Critical of the Valencia SC period and efficacy of the penalty management, Alonso has chosen to remain reserved in his assessment of today’s penalty and resulting affect on his race.

“It’s not my job; I drive the car,” he shrugged.

“What the stewards say is always right…”

Ferrari team boss Stefano Domenicali was more vocal on the position Ferrari took regarding the pass of Kubica:

“When we received the [instruction] that Fernando should give back the position to Robert, Robert was already very far behind and really slowing down because he had a problem – that was the situation,” said Domenicali.

“You can have a situation where immediately there is a possibility to give back a position to a driver if you feel that there was really [an unfair] advantage gained.

“But on our side we felt that was not the case, otherwise we would have done it.”

“To be honest I think today we had a situation that was possible to debate – I’m not saying it was easy,” he said.

“But I think either you need to know immediately, straight away; or the other approach is to say that in any case the [overtaking] driver has to give back the position, but that has not been the case up to now.”

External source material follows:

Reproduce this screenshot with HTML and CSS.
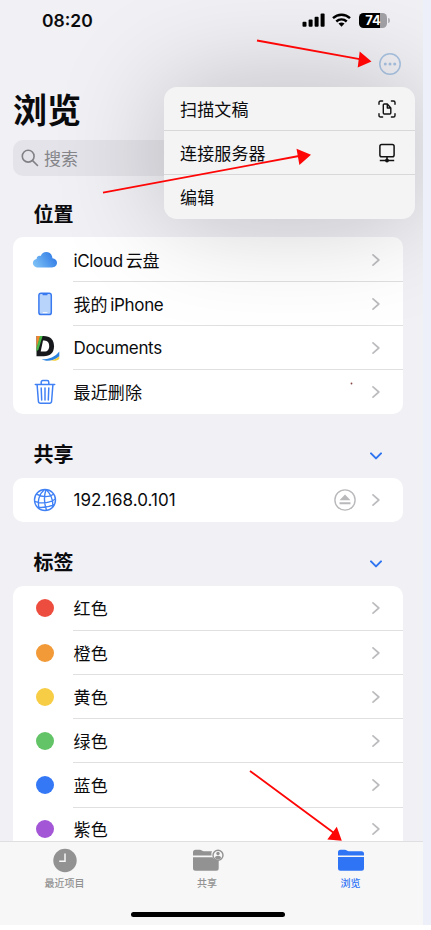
FILE: index.html
```html
<!DOCTYPE html>
<html lang="zh-CN">
<head>
<meta charset="utf-8">
<title>浏览</title>
<link rel="stylesheet" href="styles.css">
</head>
<body>
<svg class="defs" width="0" height="0" aria-hidden="true">
  <symbol id="chev" viewBox="0 0 8 12"><path d="M1 .9 6.8 6 1 11.1" fill="none" stroke="currentColor" stroke-width="1.7" stroke-linecap="round" stroke-linejoin="round"/></symbol>
  <symbol id="down" viewBox="0 0 12 8"><path d="M1 1.4 6 6.4 11 1.4" fill="none" stroke="currentColor" stroke-width="2" stroke-linecap="round" stroke-linejoin="round"/></symbol>
</svg>
<div class="phone">
  <header class="status">
    <span class="time">08:20</span>
    <div class="indicators">
      <svg width="23" height="14" viewBox="0 0 23 14"><rect x=".5" y="8.8" width="4" height="5" rx="1"/><rect x="6.6" y="6.6" width="4" height="7.2" rx="1"/><rect x="12.6" y="3.7" width="4" height="10.1" rx="1"/><rect x="18.6" y=".5" width="4" height="13.3" rx="1"/></svg>
      <svg class="wifi" width="19" height="14" viewBox="0 0 19 14"><g fill="none" stroke="#000" stroke-width="2.4"><path d="M1 5.2C5.8.6 13.2.6 18 5.2"/><path d="M4.3 8.5C7.3 5.7 11.7 5.7 14.7 8.5"/></g><path d="M6.5 10.6Q9.5 8.3 12.5 10.6L9.5 13.7Z"/></svg>
      <div class="battery"><span>74</span></div><i class="nub"></i>
    </div>
  </header>
  <div class="nav">
    <svg width="24" height="24" viewBox="0 0 24 24"><circle cx="12" cy="12" r="10.2" fill="none" stroke="#a9c3e2" stroke-width="1.5"/><g fill="#a9c3e2"><circle cx="7.3" cy="12" r="1.5"/><circle cx="12" cy="12" r="1.5"/><circle cx="16.7" cy="12" r="1.5"/></g></svg>
  </div>
  <h1>浏览</h1>
  <div class="search">
    <svg width="18" height="18" viewBox="0 0 18 18"><g fill="none" stroke="#808085" stroke-width="1.6" stroke-linecap="round"><circle cx="7.2" cy="7.2" r="5.9"/><path d="m11.6 11.6 4.9 4.9"/></g></svg>
    <span>搜索</span>
  </div>
  <main>
    <h2><span>位置</span></h2>
    <section class="card">
      <div class="row">
        <div class="icon"><svg width="26" height="18" viewBox="0 0 26 18"><defs><linearGradient id="cloud" x1="0" x2="1" y1=".7" y2=".3"><stop stop-color="#7cc0f6"/><stop offset="1" stop-color="#2e79e5"/></linearGradient></defs><path d="M6.3 16.5C3.2 16.5.9 14.7.9 12c0-2.4 1.7-3.9 3.7-4.1C4.7 5.7 6.7 4.4 8.7 5 9.8 2.5 11.7 1 14.2 1c3.6 0 6.1 2.7 6.2 6.2 2.7.3 4.6 2 4.6 4.6 0 2.7-2.1 4.7-5 4.7Z" fill="url(#cloud)"/></svg></div>
        <div class="body"><span class="label latin tight">iCloud<span class="thin"></span><span class="han">云盘</span></span><svg class="chev"><use href="#chev"/></svg></div>
      </div>
      <div class="row">
        <div class="icon"><svg width="16" height="24" viewBox="0 0 16 24"><rect x="1.9" y="1.2" width="12.4" height="21.4" rx="2.2" fill="#b9d4fb" stroke="#3a7af0" stroke-width="1.5"/><path d="M5 1.2h6l-.8 2.1H5.8Z" fill="#3a7af0"/><path d="M5.8 20.6h4.6" stroke="#fff" stroke-width=".9"/></svg></div>
        <div class="body"><span class="label latin tight"><span class="han">我的</span><span class="thin"></span>iPhone</span><svg class="chev"><use href="#chev"/></svg></div>
      </div>
      <div class="row">
        <div class="icon"><svg class="docs" width="25" height="27" viewBox="0 0 25 27"><path d="M1.5 2H8.5C15.5 2 19 6 19 12.2S15.5 22.2 8.5 22.2H1.5Z" fill="#17181c"/><path d="M8 6.5h1.5c3.1 0 4.7 2.1 4.7 5.5s-1.6 5.6-4.7 5.600H5.700Z" fill="#fff"/><path d="M1.500 2h4L1.500 15Z" fill="#f5862b"/><path d="M5 2h2.600L3.500 15.500l-2 2v-4Z" fill="#4ab848"/><path d="M6.500 25.500c7.500 0 14-2.700 17.800-8v4.700c-3 3.100-8.300 4.700-13 4.600Z" fill="#2c83df"/><path d="M14.500 26.800c4.300-.7 7.800-2.400 9.800-4.600v2.500c-1.300 1.500-3.200 2.100-5 2.100Z" fill="#f5ce3b"/></svg></div>
        <div class="body"><span class="label latin tight">Documents</span><svg class="chev"><use href="#chev"/></svg></div>
      </div>
      <div class="row">
        <div class="icon"><svg width="22" height="26" viewBox="0 0 22 26"><g fill="none" stroke="#4080f5" stroke-width="1.5" stroke-linecap="round" stroke-linejoin="round"><path d="M1.300 5.500h19.400M7.200 5.200V3.200Q7.200 1.500 8.900 1.500h4.200q1.700 0 1.700 1.700v2M3.100 5.800l1.300 16.500q.2 2 2.100 2h9q1.900 0 2.100-2l1.300-16.500"/><path d="m7.200 9 .5 12M11 9v12M14.800 9l-.5 12"/></g></svg></div>
        <div class="body"><span class="label">最近删除</span><svg class="chev"><use href="#chev"/></svg></div>
      </div>
    </section>
    <h2><span>共享</span><svg class="down"><use href="#down"/></svg></h2>
    <section class="card">
      <div class="row">
        <div class="icon"><svg width="24" height="24" viewBox="0 0 24 24"><g fill="none" stroke="#4081f5" stroke-width="1.4"><circle cx="12" cy="12" r="10.500"/><path d="M11.500 1.500C6 6 4 13.500 6.300 20.700M13 1.500c-2 6-2 14 .6 21M13 1.500c4.500 4 7.200 10.500 6.900 17.600M3.600 6.100C9 9.400 16 9.400 20.600 6.200M1.600 13.300c6.500 2.300 14.700 1.800 20.800-2.300M4.500 19.300c5.700.6 11.500-.1 16.800-2.600"/></g></svg></div>
        <div class="body"><span class="label latin ip">192.168.0.101</span><svg class="eject" width="22" height="22" viewBox="0 0 22 22"><circle cx="11" cy="11" r="10.100" fill="none" stroke="#b9b9bc" stroke-width="1.4"/><path d="m11 5.500 5.500 5.800h-11ZM5.500 13.200h11v2h-11Z" fill="#b9b9bc"/></svg><svg class="chev"><use href="#chev"/></svg></div>
      </div>
    </section>
    <h2><span>标签</span><svg class="down"><use href="#down"/></svg></h2>
    <section class="card">
      <div class="row"><div class="icon"><i class="dot red"></i></div><div class="body"><span class="label">红色</span><svg class="chev"><use href="#chev"/></svg></div></div>
      <div class="row"><div class="icon"><i class="dot orange"></i></div><div class="body"><span class="label">橙色</span><svg class="chev"><use href="#chev"/></svg></div></div>
      <div class="row"><div class="icon"><i class="dot yellow"></i></div><div class="body"><span class="label">黄色</span><svg class="chev"><use href="#chev"/></svg></div></div>
      <div class="row"><div class="icon"><i class="dot green"></i></div><div class="body"><span class="label">绿色</span><svg class="chev"><use href="#chev"/></svg></div></div>
      <div class="row"><div class="icon"><i class="dot blue"></i></div><div class="body"><span class="label">蓝色</span><svg class="chev"><use href="#chev"/></svg></div></div>
      <div class="row"><div class="icon"><i class="dot purple"></i></div><div class="body"><span class="label">紫色</span><svg class="chev"><use href="#chev"/></svg></div></div>
    </section>
  </main>
  <footer>
    <nav class="tabs">
      <div class="tab"><svg width="26" height="25" viewBox="0 0 26 25"><circle cx="13" cy="12.500" r="11.700" fill="#929292"/><path d="M13 5.500v7.700H7.200" fill="none" stroke="#f7f7f7" stroke-width="1.500"/></svg><span>最近项目</span></div>
      <div class="tab middle"><svg width="34" height="25" viewBox="0 0 34 25"><g fill="#929292"><path d="M3 7.500V4.200Q3 1.700 5.500 1.700h4.200q1.300 0 2.200.8.800.7 1.900.7H22q-1.200 2-.5 4.300Z"/><path d="M3 9.300h19.500q1.700 2.700 6.200 2.800v8.100q0 2.500-2.500 2.500H5.500Q3 22.700 3 20.200Z"/></g><circle cx="28" cy="7.300" r="5" fill="#f7f7f7" stroke="#929292" stroke-width="1.400"/><circle cx="28" cy="5.500" r="1.700" fill="#929292"/><path d="M24.800 10q.3-2.200 3.200-2.200t3.200 2.200q-1.300 1.400-3.200 1.400T24.800 10Z" fill="#929292"/></svg><span>共享</span></div>
      <div class="tab active"><svg width="28" height="25" viewBox="0 0 28 25"><path d="M1 7.500V4.200q0-2.500 2.500-2.500h4.200q1.300 0 2.200.8.800.7 1.900.7h12.700Q27 3.200 27 5.700v1.800ZM1 9h26v11.200q0 2.500-2.500 2.500h-21Q1 22.700 1 20.200Z" fill="#2f74f5"/></svg><span>浏览</span></div>
    </nav>
    <div class="home"></div>
  </footer>
  <div class="menu">
    <div class="item"><span>扫描文稿</span><svg width="18" height="18" viewBox="0 0 18 18"><g fill="none" stroke="#111" stroke-width="1.4" stroke-linecap="round" stroke-linejoin="round"><path d="M1 4.300V2.600Q1 1 2.600 1h2M13.400 1h2Q17 1 17 2.600v1.700M17 13.700v1.700q0 1.600-1.600 1.600h-2M4.600 17h-2Q1 17 1 15.400v-1.700"/><path d="M5.300 5q0-1 1-1h3l3.500 4v5q0 1-1 1H6.300q-1 0-1-1ZM9.300 4v4h3.500"/></g></svg></div>
    <div class="item"><span>连接服务器</span><svg width="18" height="20" viewBox="0 0 18 20"><g fill="none" stroke="#111" stroke-width="1.500"><rect x="1.900" y="1.500" width="14.200" height="12.200" rx="1.800"/><path d="M9 13.700v3.600M1.800 17.600h14.400"/></g><circle cx="9" cy="17.500" r="1.900" fill="#111"/></svg></div>
    <div class="item"><span>编辑</span></div>
  </div>
</div>
<svg class="arrows" width="431" height="930" viewBox="0 0 431 930"><g stroke="#fe0606" stroke-width="1.800"><path d="M257 40.500 361 59.300M103 192.700 299 156M250 771l84 62"/></g><path d="m371.500 61.500-11.800-10-2 15.900ZM311 154.700l-14.500-6 2.900 16.300ZM341.800 840.700l-5-14-9.500 12.700Z" fill="#fe0606"/><circle cx="351.500" cy="383.500" r=".9" fill="#844"/></svg>
</body>
</html>
```
FILE: styles.css
```css
* { box-sizing: border-box; }
body {
  margin: 0;
  width: 431px;
  height: 930px;
  overflow: hidden;
  position: relative;
  background: linear-gradient(#eef0f9, #eef0f9) no-repeat right top / 8px 925px, #fff;
  color: #0b0b0d;
  font-family: Inter, "Noto Sans CJK SC", sans-serif;
}
svg { display: block; flex: none; }
.defs { position: absolute; }
.phone {
  position: relative;
  width: 423px;
  height: 925px;
  overflow: hidden;
  background: #f0f0f5;
  display: flex;
  flex-direction: column;
}
.status {
  height: 40px;
  flex: none;
  display: flex;
  justify-content: space-between;
  align-items: center;
  padding: 0 33px 0 42px;
}
.time { font-size: 17.5px; font-weight: 600; padding-top: 1px; }
.indicators { display: flex; align-items: center; }
.wifi { margin: 0 8px 0 7px; }
.battery {
  width: 28px;
  height: 15px;
  border-radius: 4.5px;
  background: linear-gradient(90deg, #000 75%, #a2a2a6 75%);
  color: #fff;
  font-size: 13px;
  font-weight: 700;
  line-height: 15px;
  text-align: center;
}
.nub { width: 2px; height: 5px; margin-left: 1px; border-radius: 0 2px 2px 0; background: #b5b5b9; }
.nav { height: 48px; flex: none; display: flex; justify-content: flex-end; padding: 12px 21px 0 0; }
h1 { margin: 0; height: 52px; flex: none; padding-left: 13px; font-size: 34px; line-height: 45px; font-weight: 700; }
.search {
  margin: 0 20px 0 13px;
  height: 36px;
  flex: none;
  border-radius: 10px;
  background: #e3e3e9;
  display: flex;
  align-items: center;
  gap: 5px;
  padding-left: 8px;
  color: #85858a;
  font-size: 17px;
}
.search span { padding-bottom: 2px; }
main { flex: 1; min-height: 0; overflow: hidden; padding: 0 20px 0 13px; }
h2 {
  display: flex;
  justify-content: space-between;
  align-items: center;
  margin: 0;
  height: 64px;
  padding: 19px 21px 0 20.5px;
  font-size: 20px;
  line-height: 28px;
  font-weight: 700;
}
h2:first-child { height: 61px; padding-top: 16px; }
.down { width: 12px; height: 8px; color: #2f74f0; margin-top: 1px; }
.card { border-radius: 10px; background: #fff; overflow: hidden; }
.row { height: 44.17px; display: flex; }
.row + .row .body { border-top: 1px solid #e0e0e2; }
.icon { width: 60px; flex: none; display: flex; align-items: center; justify-content: center; padding: 1px 0 0 4px; }
.docs { margin-left: 4px; }
.body {
  flex: 1;
  display: flex;
  align-items: center;
  justify-content: space-between;
  border-top: 1px solid transparent;
  padding: 0 23px 0 .5px;
  font-size: 17px;
}
.label { padding-bottom: 1px; letter-spacing: .15px; }
.latin { padding-bottom: 0; }
.tight { letter-spacing: -.35px; }
.han { letter-spacing: -.1px; }
.ip { letter-spacing: .05px; }
.chev { width: 8px; height: 12px; color: #bcbcbf; }
.thin { margin-left: 3px; }
.eject { margin-left: auto; margin-right: 16px; }
.dot { width: 18px; height: 18px; border-radius: 50%; }
.red { background: #ed4d3e; }
.orange { background: #f19a37; }
.yellow { background: #f7cd46; }
.green { background: #62c466; }
.blue { background: #3478f6; }
.purple { background: #a357d7; }
footer { height: 84px; flex: none; background: #f7f7f7; border-top: 1px solid #dfdfe1; }
.tabs { height: 70px; padding: 6px 0 0; display: flex; justify-content: space-between; }
.tab { width: 129px; display: flex; flex-direction: column; align-items: center; gap: 3px; color: #929292; font-size: 10px; line-height: 15px; font-weight: 500; }
.middle { margin-left: 7px; }
.tab.active { color: #2f74f5; width: 145px; }
.home { width: 154px; height: 5px; margin: 0 auto 0 131px; border-radius: 3px; background: #000; }
.menu {
  position: absolute;
  left: 164px;
  top: 87px;
  width: 251px;
  height: 132px;
  border-radius: 13px;
  background: #f4f4f5;
  box-shadow: 0 0 110px rgba(0, 0, 0, .22);
}
.item { height: 44px; display: flex; align-items: center; justify-content: space-between; padding: 0 19px 0 16px; font-size: 17px; border-bottom: 1px solid #d8d8da; letter-spacing: .15px; }
.item span { padding-bottom: 1px; }
.item:last-child { border-bottom: 0; }
.item:last-child span { padding-bottom: 2px; }
.arrows { position: absolute; left: 0; top: 0; pointer-events: none; }
```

The regulations certainly provide for the incident today but what complicates matters is that Kubica’s Renault suddenly experienced a mechanical problem after the pass making it difficult to concede the position back. The letter of the law was obeyed and since there was no Renault to concede to, a drive-through penalty was assessed. The issue was compounded as a Safety Car period came at the time of the penalty announcement which did not allow Alonso to complete his drive-through until the track went green again after the safety car period.

Two weeks on the run and Alonso and Ferrari have suffered under the safety car period and a penalty from Race Control. Perhaps the most salient point to come from these two issues are the timeliness of Race Control’s ability to review and assess a penalty. This was certainly argued two weeks ago in Valencia and even today it played a hand in the Kubica pass penalty. Hindsight is always 20/20 and perhaps Ferrari should have self-corrected the pass to be sure they had complied but there is no doubt that the timeliness of a penalty is creating some difficulty on track.

With respect to Race Control and the FIA’s Charlie Whiting, making an immediate call must surely be difficult as making the wrong call could be catastrophic. A year ago, many complained about assessing a penalty that was postponed until he next race, i.e. a grid position penalty et. al. Now that Race Control is attempting to assess penalties and see them complied with during the race itself, many are looking for even quicker reactions. Is this realistic? Can Race Control be thorough and effective if teams expect an incident sussed and penalty assessed within a lap or two? I would imagine that is asking a lot of Whiting and his crew.

Ferrari have had a spate of bad luck with both Safety Car and penalties but fate can play that hand for you and as much as I hate to see the fortunes of Ferrari falter, it is the regulations and a pass was made. The fanboi side of me can argue at length that Kubica forced him off the circuit and he had no choice as he had the line but that would just be a Ferrari fan ranting.

What do you think about incident review and penalty/resolution assessment? Can we expect a more immediate reaction? Can Charlie Whiting and the race stewards be expected to thoroughly review an incident and render a judgment within a lap or two?